A BAKER says plans to tax hot takeaway foods like pies and pasties could have a ‘devastating’ impact on businesses like his.

David Astill, who owns Astills of Worle, helped to collect nearly 1,000 signatures against the controversial Government decision to add 20 per cent on to the price of some warm snacks.

Almost half a million people nationally are reported to have signed petitions against the proposals, which were revealed in the March budget.

The Treasury says VAT is already charged on most hot food and it is merely extending it to pies and pasties.

Mr Astill, whose shop in the High Street does a good trade on hot food, says the proposals are ‘practically’ unworkable because ‘it depends on the relative hotness of the product in comparison to the ambient temperature in the shop’.

He added: “Not much thought has gone into it.

“This could be devastating for a small business like this one.

“Small bakers do a lot of business through hot takeaway food.

“We can’t absorb the 20 per cent, so prices would have to go up. With things as they are with the economy this is something we are reluctant to do.

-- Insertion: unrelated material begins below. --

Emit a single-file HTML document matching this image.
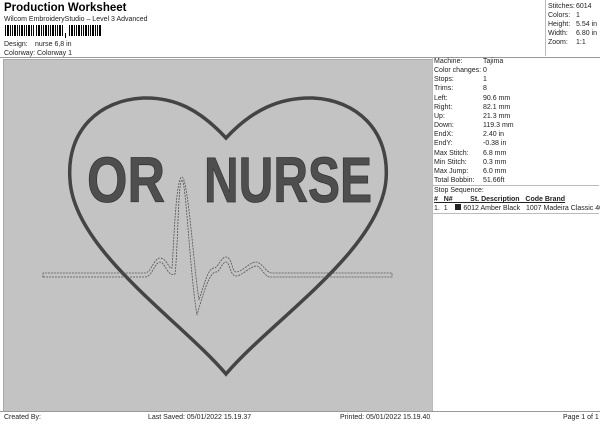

“It’s just another thing that will make it difficult for businesses to survive.”

The shop, in High Street, which has been a family business in the same spot for nearly 40 years, collected about 40 sheets of signatures against the proposals.

The National Association of Master Bakers helped organise a protest march on Downing Street last week against the plans.

Group director Christopher Beaney said: “They’ve changed the rules so that if someone comes into our shop and a tray of sausage rolls comes out of the oven, we’re not allowed to sell those sausage rolls unless we put VAT on them.

“Or we say to them ‘hang on 10 minutes and you can have it without VAT’.

“It’s going to be completely impossible to police.”